Your task is to output the listing word for word, with pictures excluded.
begin
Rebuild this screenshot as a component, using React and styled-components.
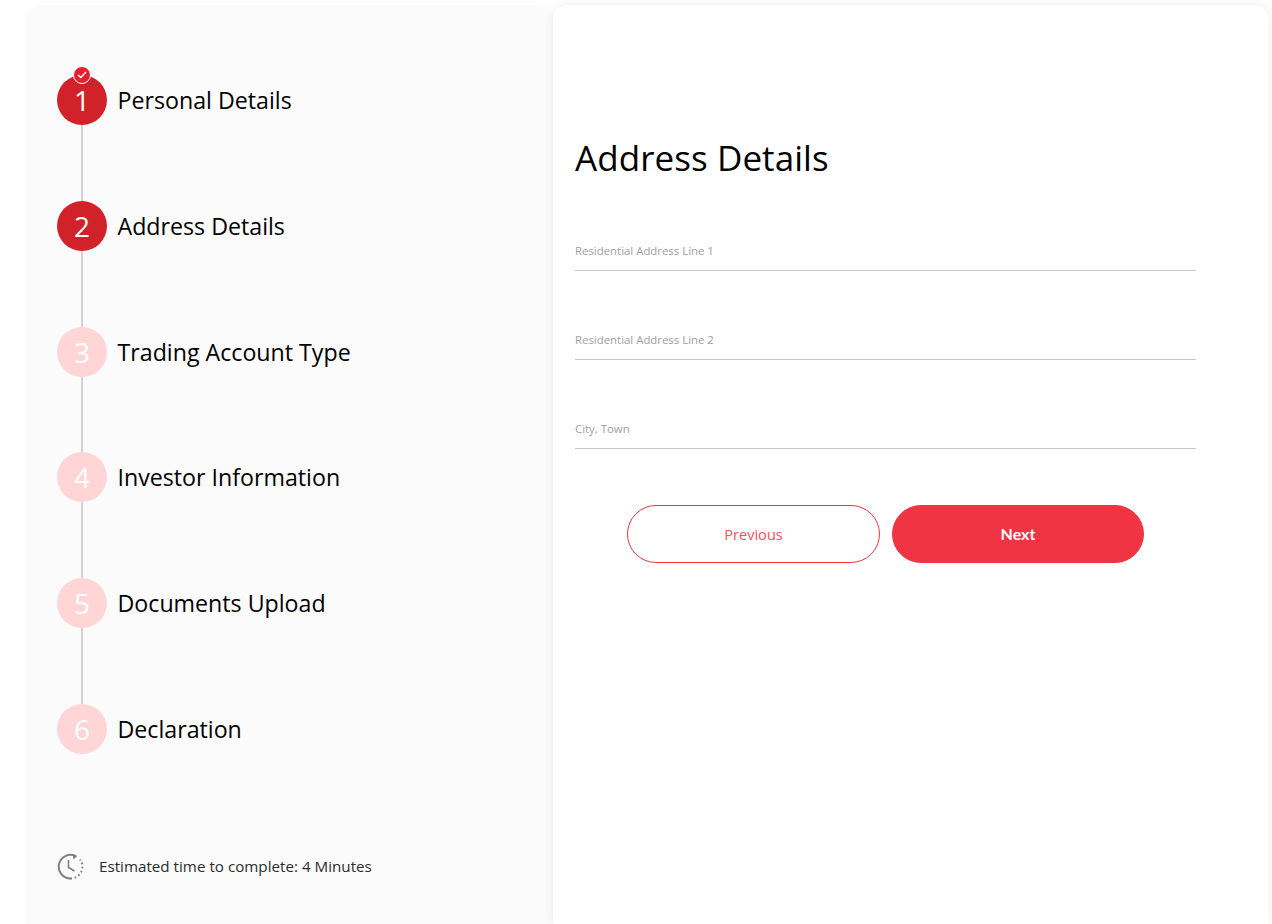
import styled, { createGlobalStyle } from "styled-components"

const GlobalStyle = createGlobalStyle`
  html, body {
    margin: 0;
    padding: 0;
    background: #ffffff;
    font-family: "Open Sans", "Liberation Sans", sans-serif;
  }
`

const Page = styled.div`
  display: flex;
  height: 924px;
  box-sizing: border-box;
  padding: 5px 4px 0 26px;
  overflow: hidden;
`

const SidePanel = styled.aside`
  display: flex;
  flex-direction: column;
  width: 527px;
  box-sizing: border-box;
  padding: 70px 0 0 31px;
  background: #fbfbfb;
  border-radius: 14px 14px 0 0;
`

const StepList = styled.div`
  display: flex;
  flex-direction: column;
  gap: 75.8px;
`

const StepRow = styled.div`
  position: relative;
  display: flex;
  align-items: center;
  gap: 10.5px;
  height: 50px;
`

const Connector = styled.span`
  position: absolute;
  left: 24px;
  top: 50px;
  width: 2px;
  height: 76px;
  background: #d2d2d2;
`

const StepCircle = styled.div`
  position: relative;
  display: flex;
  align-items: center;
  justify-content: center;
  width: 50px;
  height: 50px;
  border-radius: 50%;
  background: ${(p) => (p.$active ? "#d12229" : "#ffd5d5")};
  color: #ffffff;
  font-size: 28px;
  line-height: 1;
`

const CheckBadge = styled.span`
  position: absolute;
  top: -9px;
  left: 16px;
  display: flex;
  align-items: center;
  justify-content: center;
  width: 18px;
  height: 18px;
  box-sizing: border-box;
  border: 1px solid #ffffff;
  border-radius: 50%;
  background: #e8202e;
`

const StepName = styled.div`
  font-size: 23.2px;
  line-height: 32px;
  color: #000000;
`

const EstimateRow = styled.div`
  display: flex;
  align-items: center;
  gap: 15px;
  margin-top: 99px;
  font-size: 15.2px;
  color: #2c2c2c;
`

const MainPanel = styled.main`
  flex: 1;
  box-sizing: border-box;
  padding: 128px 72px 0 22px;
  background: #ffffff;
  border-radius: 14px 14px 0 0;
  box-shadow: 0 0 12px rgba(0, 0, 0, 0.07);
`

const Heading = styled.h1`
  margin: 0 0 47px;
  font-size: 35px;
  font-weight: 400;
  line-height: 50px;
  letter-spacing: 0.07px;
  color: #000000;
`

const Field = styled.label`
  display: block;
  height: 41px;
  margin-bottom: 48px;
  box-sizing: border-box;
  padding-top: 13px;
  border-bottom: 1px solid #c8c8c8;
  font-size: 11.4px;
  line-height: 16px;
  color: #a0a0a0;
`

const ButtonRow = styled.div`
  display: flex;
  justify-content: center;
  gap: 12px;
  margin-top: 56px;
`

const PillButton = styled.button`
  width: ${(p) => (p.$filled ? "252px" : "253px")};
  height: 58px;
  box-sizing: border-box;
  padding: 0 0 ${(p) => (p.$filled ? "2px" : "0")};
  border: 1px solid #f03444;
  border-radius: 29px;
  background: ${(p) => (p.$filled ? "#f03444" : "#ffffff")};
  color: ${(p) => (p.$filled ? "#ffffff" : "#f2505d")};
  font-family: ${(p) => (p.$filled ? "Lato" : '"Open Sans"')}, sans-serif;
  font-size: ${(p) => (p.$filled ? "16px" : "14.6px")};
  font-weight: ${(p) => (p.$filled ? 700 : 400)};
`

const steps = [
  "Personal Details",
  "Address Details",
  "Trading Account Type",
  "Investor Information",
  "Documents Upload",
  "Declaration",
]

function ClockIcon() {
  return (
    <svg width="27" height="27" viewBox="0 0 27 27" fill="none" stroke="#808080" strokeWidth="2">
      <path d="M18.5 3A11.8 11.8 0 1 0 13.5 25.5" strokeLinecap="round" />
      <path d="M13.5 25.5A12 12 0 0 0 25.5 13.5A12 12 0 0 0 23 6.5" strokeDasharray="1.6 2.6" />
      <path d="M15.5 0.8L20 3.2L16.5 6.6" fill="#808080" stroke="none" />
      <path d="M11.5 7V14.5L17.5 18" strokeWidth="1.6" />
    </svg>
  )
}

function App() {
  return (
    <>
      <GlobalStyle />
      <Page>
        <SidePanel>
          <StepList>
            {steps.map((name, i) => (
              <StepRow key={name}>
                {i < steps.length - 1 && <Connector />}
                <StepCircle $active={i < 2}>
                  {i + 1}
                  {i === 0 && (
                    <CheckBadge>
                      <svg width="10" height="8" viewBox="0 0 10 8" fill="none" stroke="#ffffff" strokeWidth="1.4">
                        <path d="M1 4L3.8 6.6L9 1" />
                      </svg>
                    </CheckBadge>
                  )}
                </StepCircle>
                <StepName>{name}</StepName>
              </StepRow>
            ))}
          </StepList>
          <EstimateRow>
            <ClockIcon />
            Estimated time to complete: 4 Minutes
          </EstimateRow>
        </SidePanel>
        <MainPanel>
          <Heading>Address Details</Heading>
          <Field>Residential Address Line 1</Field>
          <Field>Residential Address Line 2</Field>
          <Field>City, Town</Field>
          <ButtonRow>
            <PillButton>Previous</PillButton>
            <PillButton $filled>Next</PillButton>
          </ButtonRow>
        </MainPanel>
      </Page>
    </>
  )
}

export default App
end
ANSWER TO THIS EXERCISE:
Rebuild this screenshot as a component, using React and styled-components.
import styled, { createGlobalStyle } from "styled-components"

const GlobalStyle = createGlobalStyle`
  html, body {
    margin: 0;
    padding: 0;
    background: #ffffff;
    font-family: "Open Sans", "Liberation Sans", sans-serif;
  }
`

const Page = styled.div`
  display: flex;
  height: 924px;
  box-sizing: border-box;
  padding: 5px 4px 0 26px;
  overflow: hidden;
`

const SidePanel = styled.aside`
  display: flex;
  flex-direction: column;
  width: 527px;
  box-sizing: border-box;
  padding: 70px 0 0 31px;
  background: #fbfbfb;
  border-radius: 14px 14px 0 0;
`

const StepList = styled.div`
  display: flex;
  flex-direction: column;
  gap: 75.8px;
`

const StepRow = styled.div`
  position: relative;
  display: flex;
  align-items: center;
  gap: 10.5px;
  height: 50px;
`

const Connector = styled.span`
  position: absolute;
  left: 24px;
  top: 50px;
  width: 2px;
  height: 76px;
  background: #d2d2d2;
`

const StepCircle = styled.div`
  position: relative;
  display: flex;
  align-items: center;
  justify-content: center;
  width: 50px;
  height: 50px;
  border-radius: 50%;
  background: ${(p) => (p.$active ? "#d12229" : "#ffd5d5")};
  color: #ffffff;
  font-size: 28px;
  line-height: 1;
`

const CheckBadge = styled.span`
  position: absolute;
  top: -9px;
  left: 16px;
  display: flex;
  align-items: center;
  justify-content: center;
  width: 18px;
  height: 18px;
  box-sizing: border-box;
  border: 1px solid #ffffff;
  border-radius: 50%;
  background: #e8202e;
`

const StepName = styled.div`
  font-size: 23.2px;
  line-height: 32px;
  color: #000000;
`

const EstimateRow = styled.div`
  display: flex;
  align-items: center;
  gap: 15px;
  margin-top: 99px;
  font-size: 15.2px;
  color: #2c2c2c;
`

const MainPanel = styled.main`
  flex: 1;
  box-sizing: border-box;
  padding: 128px 72px 0 22px;
  background: #ffffff;
  border-radius: 14px 14px 0 0;
  box-shadow: 0 0 12px rgba(0, 0, 0, 0.07);
`

const Heading = styled.h1`
  margin: 0 0 47px;
  font-size: 35px;
  font-weight: 400;
  line-height: 50px;
  letter-spacing: 0.07px;
  color: #000000;
`

const Field = styled.label`
  display: block;
  height: 41px;
  margin-bottom: 48px;
  box-sizing: border-box;
  padding-top: 13px;
  border-bottom: 1px solid #c8c8c8;
  font-size: 11.4px;
  line-height: 16px;
  color: #a0a0a0;
`

const ButtonRow = styled.div`
  display: flex;
  justify-content: center;
  gap: 12px;
  margin-top: 56px;
`

const PillButton = styled.button`
  width: ${(p) => (p.$filled ? "252px" : "253px")};
  height: 58px;
  box-sizing: border-box;
  padding: 0 0 ${(p) => (p.$filled ? "2px" : "0")};
  border: 1px solid #f03444;
  border-radius: 29px;
  background: ${(p) => (p.$filled ? "#f03444" : "#ffffff")};
  color: ${(p) => (p.$filled ? "#ffffff" : "#f2505d")};
  font-family: ${(p) => (p.$filled ? "Lato" : '"Open Sans"')}, sans-serif;
  font-size: ${(p) => (p.$filled ? "16px" : "14.6px")};
  font-weight: ${(p) => (p.$filled ? 700 : 400)};
`

const steps = [
  "Personal Details",
  "Address Details",
  "Trading Account Type",
  "Investor Information",
  "Documents Upload",
  "Declaration",
]

function ClockIcon() {
  return (
    <svg width="27" height="27" viewBox="0 0 27 27" fill="none" stroke="#808080" strokeWidth="2">
      <path d="M18.5 3A11.8 11.8 0 1 0 13.5 25.5" strokeLinecap="round" />
      <path d="M13.5 25.5A12 12 0 0 0 25.5 13.5A12 12 0 0 0 23 6.5" strokeDasharray="1.6 2.6" />
      <path d="M15.5 0.8L20 3.2L16.5 6.6" fill="#808080" stroke="none" />
      <path d="M11.5 7V14.5L17.5 18" strokeWidth="1.6" />
    </svg>
  )
}

function App() {
  return (
    <>
      <GlobalStyle />
      <Page>
        <SidePanel>
          <StepList>
            {steps.map((name, i) => (
              <StepRow key={name}>
                {i < steps.length - 1 && <Connector />}
                <StepCircle $active={i < 2}>
                  {i + 1}
                  {i === 0 && (
                    <CheckBadge>
                      <svg width="10" height="8" viewBox="0 0 10 8" fill="none" stroke="#ffffff" strokeWidth="1.4">
                        <path d="M1 4L3.8 6.6L9 1" />
                      </svg>
                    </CheckBadge>
                  )}
                </StepCircle>
                <StepName>{name}</StepName>
              </StepRow>
            ))}
          </StepList>
          <EstimateRow>
            <ClockIcon />
            Estimated time to complete: 4 Minutes
          </EstimateRow>
        </SidePanel>
        <MainPanel>
          <Heading>Address Details</Heading>
          <Field>Residential Address Line 1</Field>
          <Field>Residential Address Line 2</Field>
          <Field>City, Town</Field>
          <ButtonRow>
            <PillButton>Previous</PillButton>
            <PillButton $filled>Next</PillButton>
          </ButtonRow>
        </MainPanel>
      </Page>
    </>
  )
}

export default App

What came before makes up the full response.